Menelik II
| Menelik II ዳግማዊ ምኒልክ | |||||
|---|---|---|---|---|---|
| Negus | |||||
Photograph of Emperor Menelik II on the throne in coronation garb | |||||
| Emperor of Ethiopia | |||||
| Reign | 11 March 1889 – 12 December 1913 | ||||
| Coronation | 3 November 1889 | ||||
| Predecessor | Yohannes IV | ||||
| Successor | Lij Iyasu (designated but uncrowned Emperor of Ethiopia) | ||||
| Born | 17 August 1844 Angolalla, Shewa, Ethiopian Empire | ||||
| Died | 12 December 1913 (aged 69) Addis Ababa, Ethiopian Empire | ||||
| Burial | |||||
| Spouse | Altash Tewodros (1855–1865) Bafena Wolde Mikael (1865–1882) Taytu Betul (1882–1913) | ||||
| Issue | Zewditu I Shoa Ragad Wossen Seged | ||||
| |||||
| Dynasty | House of Solomon (Shewan Branch) | ||||
| Father | Haile Melekot (King of Shewa) | ||||
| Mother | Woizero Ejigayehu Hailu | ||||
| Religion | Ethiopian Orthodox Tewahedo | ||||
| Styles of Menelik II of Ethiopia | |
|---|---|
| Reference style |
|
| Spoken style |
|
| Alternative style |
|
Menelik II (Ge'ez: ዳግማዊ ምኒልክ dagmawi mənilək; horse name Aba Dagnew (Amharic: አባ ዳኘው abba daññäw); 17 August 1844 – 12 December 1913), baptised as Sahle Maryam (ሣህለ ማርያም sahlä maryam), was king of Shewa from 1866 to 1889 and Emperor of Ethiopia from 1889 to his death in 1913. A member of the Solomonic dynasty, Menelik expanded the Ethiopian Empire to its greatest historical extent and defeated Italian colonial forces at the Battle of Adwa in 1896. He is widely regarded as the founder of the modern Ethiopian state.

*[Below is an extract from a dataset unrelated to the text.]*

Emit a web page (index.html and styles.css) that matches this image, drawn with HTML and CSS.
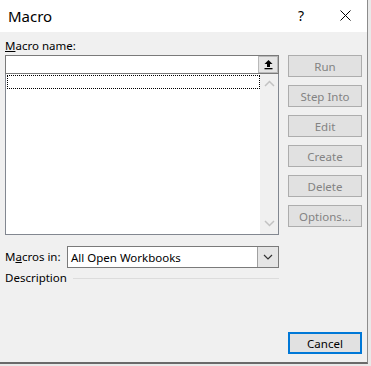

A member of the Shewan branch of the Solomonic dynasty, Menelik was born in Angolalla, Shewa, as Sahle Maryam, the son of Haile Melekot (Negus of Shewa). Named "Menelik" by his grandfather King Sahle Selassie after the legendary Menelik I (son of Solomon and the Queen of Sheba), he was imprisoned at age 11 by Emperor Tewodros II at the fortress of Magdala following his father's death in 1855. He escaped in 1865 amid Tewodros's declining power, returned to Shewa, and was acclaimed as its rightful king. Though harboring imperial ambitions, he avoided challenging northern rivals during the British Expedition to Abyssinia in 1868 and submitted to Emperor Yohannes IV in 1878 after failed collaboration with the Egyptians during their invasion (1875–1876).
As quasi-independent ruler of Shewa from 1878 to 1889, Menelik built his power base through direct European diplomacy, securing modern weapons and expertise from advisors like Swiss engineer Alfred Ilg. He conquered southern territories inhabited by Oromo, Wolayta, and Kaffa peoples, exploiting ivory, coffee, gold, and slave trade revenues to fund arms, while establishing fortified katama settlements and the neftenya land system. The strategic conquest of Harar in 1887 made it Shewa's trade hub under Ras Makonnen. Following Yohannes's death at the Battle of Metemma in 1889, Menelik was crowned emperor at Mount Entoto on 3 November 1889.
Menelik signed the Treaty of Wuchale with Italy in 1889; the Italian version implied a protectorate, while the Amharic allowed optional use of Italian diplomacy—a deliberate deceit he repudiated by 1891. The treaty also stated in both languages that Ethiopia was to cede Mereb Melash and with it all access to the Red Sea. Mobilising a unified army of over 100,000, he crushed Italian forces at the Battle of Adwa on 1 March 1896, securing Ethiopia's independence and full European recognition. He defined borders through treaties with Britain, France, and Italy, initiated the Addis Ababa–Djibouti Railway, and centralized governance with ministries, schools, and a state bank. After strokes from 1906 left him incapacitated by 1909, Empress Taytu Betul and later Ras Tessema Nadew served as regents. He died in 1913 and was succeeded by grandson Lij Iyasu (later deposed), followed by daughter Zewditu and Ras Tafari Makonnen (the future Haile Selassie).
Menelik was a controversial figure for much of his reign. Although he was praised internationally as a symbol of African resistance to colonialism and credited with being the architect of modern Ethiopia, critics among incorporated ethnic groups accused him of forced assimilation, land expropriation, and cultural suppression that contributed to later ethnic tensions.